Services that must comply

Industries where this applies

Frequently asked questions

What is ISA-95 and how is it used in practical industrial projects?

ISA-95 is a standard for integrating enterprise systems with control systems by defining a common model for business, manufacturing operations, and automation functions. In practical projects, it is used to structure interfaces between ERP, MES, SCADA, PLC, and historians so scope, data ownership, and handoffs are clear. It is commonly aligned with IEC 62264, the IEC adoption of ISA-95, on global projects.

What are the main ISA-95 models that automation and SCADA engineers should understand?

The core ISA-95 models include the enterprise-control hierarchy, functional hierarchy, object models for equipment, personnel, materials, and process segments, and the information exchange models. For engineers, the most practical parts are the equipment hierarchy and production schedule/performance data structures used to map plant assets and define MES-to-SCADA data exchange.
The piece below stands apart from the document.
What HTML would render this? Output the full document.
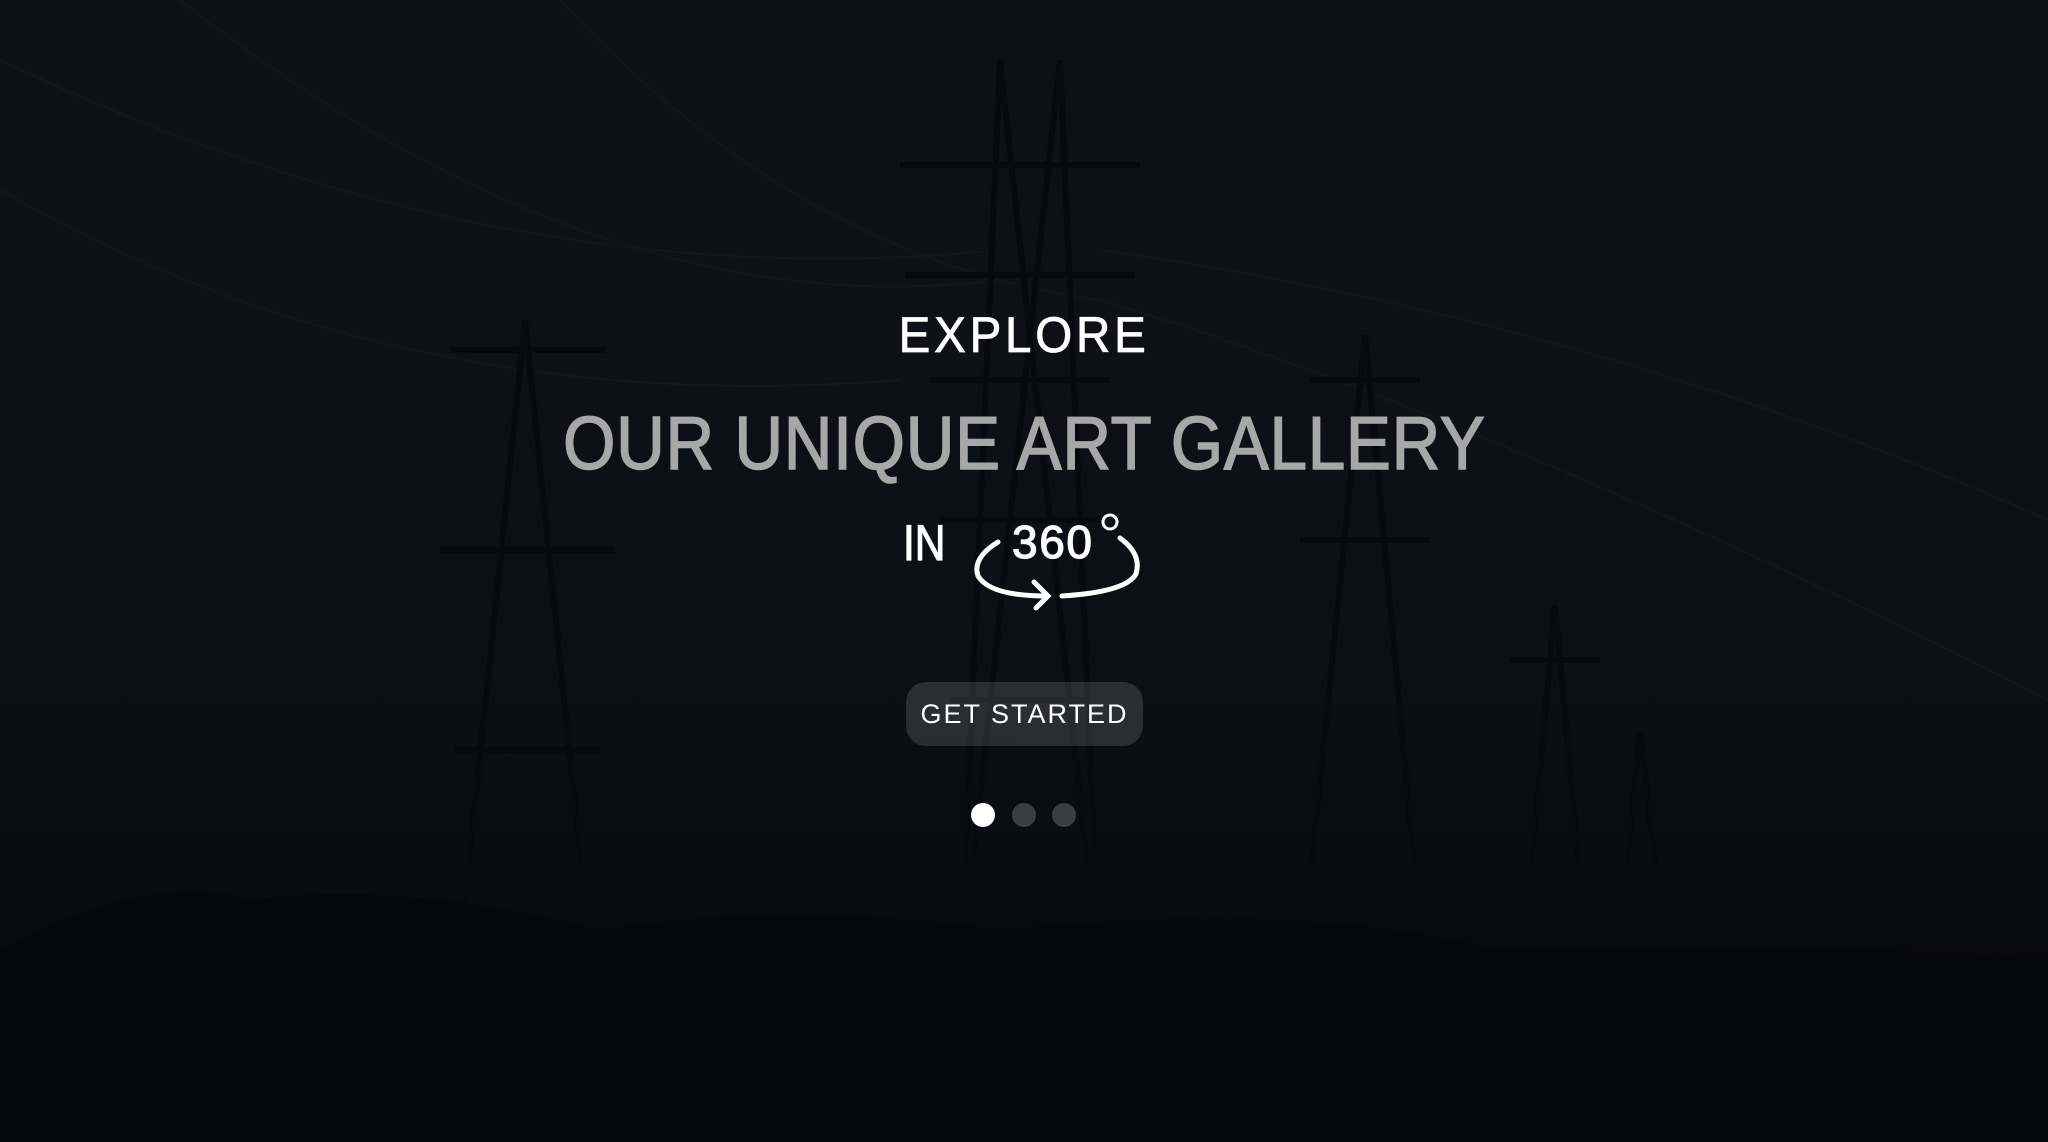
<!DOCTYPE html>
<html><head><meta charset="utf-8"><style>
html,body{margin:0;padding:0;width:2048px;height:1142px;overflow:hidden;background:#0d0f16;}
.wrap{position:relative;width:2048px;height:1142px;background:linear-gradient(#0e1017 0%,#0d0f16 60%,#07080e 85%,#04050a 100%);}
svg.bg{position:absolute;left:0;top:0;}
.t{position:absolute;left:0;width:2048px;text-align:center;font-family:"Liberation Sans",sans-serif;}
.explore{top:306px;font-size:50px;color:#fff;letter-spacing:4px;-webkit-text-stroke:0.8px #fff;}
.explore span{display:inline-block;transform:scaleX(0.95);}
.gal{top:400px;font-size:75px;color:#a7a7a8;letter-spacing:1px;-webkit-text-stroke:1.6px #a7a7a8;}
.gal span{display:inline-block;transform:scaleX(0.895);}
.in{position:absolute;left:903px;top:514px;font-family:"Liberation Sans",sans-serif;font-size:50px;color:#fff;-webkit-text-stroke:1.2px #fff;transform:scaleX(0.85);transform-origin:left;}
.btn{position:absolute;left:906px;top:682px;width:237px;height:64px;border-radius:20px;background:rgba(255,255,255,0.13);color:#fff;font-family:"Liberation Sans",sans-serif;font-size:27px;letter-spacing:2px;text-align:center;line-height:64px;}
.dot{position:absolute;top:803px;width:24px;height:24px;border-radius:50%;background:#3b3c41;}
</style></head><body><div class="wrap">
<svg class="bg" width="2048" height="1142" viewBox="0 0 2048 1142">
<g stroke="#14161d" stroke-width="2" fill="none" opacity="0.8">
<path d="M0 60 Q500 300 1000 250"/><path d="M180 0 Q600 330 1000 280"/><path d="M0 190 Q400 420 900 380"/><path d="M1100 250 Q1600 320 2048 520"/><path d="M1100 300 Q1500 420 2048 700"/><path d="M560 0 Q800 260 1100 300"/>
</g>
<g stroke="#08090e" stroke-width="6" fill="none">
<path d="M1000 60 L960 980 M1060 60 L1100 980 M960 980 L1060 60 M1100 980 L1000 60"/>
<path d="M900 165 H1140 M905 275 H1135 M930 380 H1110 M940 520 H1100 M950 700 H1090"/>
<path d="M525 320 L455 1000 M525 320 L595 1000 M450 350 H605 M440 550 H615 M455 750 H600"/>
<path d="M1365 335 L1300 980 M1365 335 L1425 980 M1310 380 H1420 M1300 540 H1430"/>
<path d="M1555 605 L1520 990 M1555 605 L1590 990 M1510 660 H1600"/>
<path d="M1640 730 L1615 990 M1640 730 L1670 990"/>
</g>
<path d="M0 950 Q150 870 250 900 Q400 880 600 930 Q800 900 1000 930 Q1300 900 1500 950 Q1800 940 2048 960 V1142 H0Z" fill="#06070c"/>
</svg>
<div class="t explore"><span>EXPLORE</span></div>
<div class="t gal"><span>OUR UNIQUE ART GALLERY</span></div>
<div class="in">IN</div>
<svg style="position:absolute;left:970px;top:508px" width="176" height="106" viewBox="0 0 176 106">
<text x="42" y="50" font-family="Liberation Sans,sans-serif" font-size="46" fill="#fff" stroke="#fff" stroke-width="1.2" textLength="80">360</text>
<circle cx="140" cy="14" r="7" stroke="#fff" stroke-width="3" fill="none"/>
<path d="M28 34 Q2 50 8 68 Q20 88 76 88" stroke="#fff" stroke-width="5" fill="none" stroke-linecap="round"/>
<path d="M64 74 L78 88 L66 100" stroke="#fff" stroke-width="5" fill="none" stroke-linecap="round"/>
<path d="M150 30 Q172 46 166 66 Q156 84 92 88" stroke="#fff" stroke-width="5" fill="none" stroke-linecap="round"/>
</svg>
<div class="btn">GET STARTED</div>
<div class="dot" style="left:971px;background:#fff"></div>
<div class="dot" style="left:1012px"></div>
<div class="dot" style="left:1052px"></div>
</div></body></html>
These concepts are formalized in IEC 62264 and are often used alongside IEC 61512 for batch systems.

How does ISA-95 help define the boundary between PLC/SCADA, MES, and ERP systems?

ISA-95 helps separate real-time control from manufacturing operations and enterprise planning by defining which functions belong in Level 0-2 automation, Level 3 operations, and Level 4 business systems. This reduces duplicated logic, unclear data ownership, and unstable integrations between PLC/SCADA and ERP. In European projects, this boundary is often documented in functional specifications and interface control documents using IEC 62264 terminology.

What data should be exchanged between SCADA and MES according to ISA-95?

Typical ISA-95 exchanges include production schedules, equipment status, material consumption, production performance, quality results, and alarms or events relevant to operations. The standard does not prescribe a specific protocol; it defines the information model so the integration can be implemented through OPC UA, MQTT, APIs, or middleware depending on the project architecture. For alarm and event handling, many projects also reference ISA-18.2 and IEC 62682.

How do you apply ISA-95 in electrical panel and PLC scope definition on EPC projects?

ISA-95 is useful for defining which signals and data objects belong in the control panel, PLC program, SCADA database, or upstream MES interface. For example, raw I/O, interlocks, and sequencing stay in the control layer, while production counts, material genealogy, and order execution are typically exposed as ISA-95 business objects. This approach improves FAT/SAT clarity and supports structured deliverables under IEC 60204-1, IEC 61439, and IEC 61131-3.

Is ISA-95 a certification, and do engineers or companies get certified in it?

ISA-95 is a standard, not a certification scheme. Companies and engineers may receive training or certificates of attendance from vendors or training providers, but there is no official ISA-95 professional certification issued by the standard itself. On projects, compliance is usually demonstrated through documented architecture, object models, and interface specifications based on IEC 62264.

How does ISA-95 support multi-site manufacturing and global plant standardization?

ISA-95 provides a consistent information model that helps standardize naming, equipment hierarchies, and manufacturing data structures across multiple plants. This makes it easier to roll out common MES templates, SCADA tags, reporting structures, and ERP interfaces across regions without redesigning each site from scratch. For European compliance-focused programs, it also improves traceability and documentation consistency across OEM, EPC, and end-user deliverables.

What are common implementation mistakes when using ISA-95 in SCADA and MES integration?

Common mistakes include treating ISA-95 as a software protocol, pushing real-time control functions into MES, and failing to define a site-wide equipment hierarchy before coding interfaces. Another frequent issue is mapping tags directly to ERP fields without a clear manufacturing object model, which creates fragile integrations and poor traceability. Best practice is to define the information model first and then implement the technical exchange using agreed standards such as IEC 62264, OPC UA, and, where relevant, ISA-18.2 for alarm data.